Big Automakers Bet Heavily On Corporate-Image Work

GM admits past quality problems, as Ford hosts 100th birthday party

The two most ardent supporters of corporate image advertising in the car business are out in full force this summer. General Motors’ advertising mea culpa, breaking this week, and Ford Motor Co.’s ongoing celebration of its 100th birthday underscore both car makers’ belief in non-product-specific marketing.

Clients and analysts remain split about the effectiveness of image pitches for car companies. However, they say GM has nothing to lose. And while the timing isn’t ideal for Ford, which is still restructuring and is struggling on the product side, it has little choice but to exploit a once-in-a-century marketing opportunity.

The GM campaign launches with a print ad from Interpublic Group’s McCann-Erickson, Troy, Mich., that admits the car maker’s quality shortcomings in the past. Subsequent ads will put a positive spin on its pro-environment activities and the strides it has made in improving design. TV spots will break later in the year.

The GM work “is reminiscent of the ‘Have you driven a Ford lately?’ corporate tagline for everything we did in the ’80s,” said Tom Healey, partner at J.D. Power and Associates in Westlake Village, Calif., and a former top executive on the Ford division business at J. Walter Thompson in Detroit. “Basically, that effort was also an apology [for poor quality]. That’s what GM is saying, but it has to extend over all of their cars. It can be efficient if you put a stake in the ground and live up to it.”

Chris Cedergren, an analyst with Iceology in Los Angeles, isn’t so sure. “The investment needs to be placed into the product and into the brand,” he said. “If you do that, then you’re probably not going to need a lot of this corporate advertising.”

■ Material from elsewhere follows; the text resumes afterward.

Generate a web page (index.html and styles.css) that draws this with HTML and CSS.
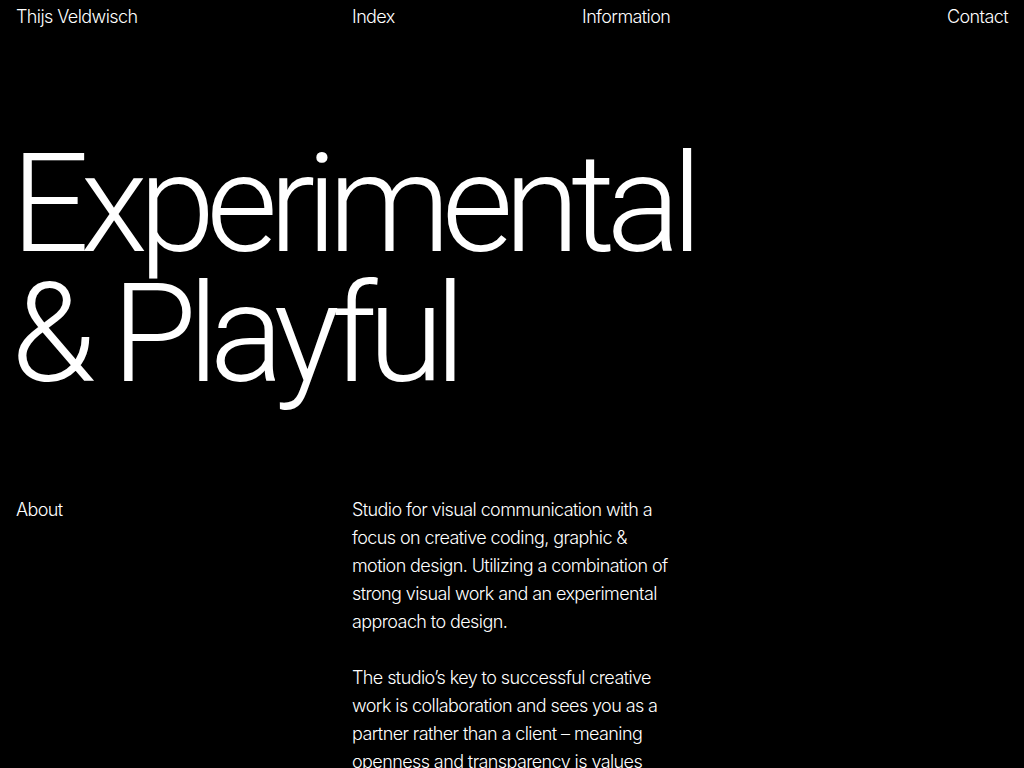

GM disagrees. “There is an important group of consumers who have stopped looking at us,” said Gary Cowger, president of GM North America. “We have to talk about incentives, but there also needs to be a longer-term message.”

David E. Cole, president of the Center for Automotive Research in Ann Arbor, Mich., said it would be a mistake for GM not to get out ahead with the message that it has improved. Research indicates that consumer loyalty is terrible, and the 40 percent of customers who say they won’t consider a GM are a “fickle bunch,” Cole said. “So it’s easy to both lose and gain customers. … This is an area that really requires experimental behavior, because it is so competitive.”

GM will spend an estimated $200 million on corporate advertising in 2003, up slightly from 2002, sources said.

Ford is also expected to hold its corporate-image spending level. In 2002, it was $180 million, per TNS Media Intelligence/CMR.

Not included in that budget, however, is the all-brands promotion touting Ford’s 100th anniversary, mainly through Ford division advertising via J. Walter Thompson, Detroit—the climax being five days of event marketing June 12-16 at the Dearborn, Mich., headquarters. The centennial-specific spend is difficult to estimate, a Ford rep claimed, since it is scattered across all Ford Motor Co. models.

Chrysler, meanwhile, largely avoids corporate horn blowing, spending only about $20 million annually on image ads (although it will spend $100 million on a four-month summer sales event beginning this week, funded out of individual Jeep, Chrysler and Dodge brand coffers).

“Customers won’t believe the current generation suddenly got dependable because we tell them about new processes and management,” said Jim Schroer, outgoing evp of global sales and marketing at Chrysler Group. “It requires a new generation of vehicles to get customers to value us the same way they do German or Japanese makes.”

Chrysler last year launched a brief corporate effort touting the “German-ness” of forthcoming vehicles like the Crossfire coupe, 38 percent of which comes from Stuttgart parts bins.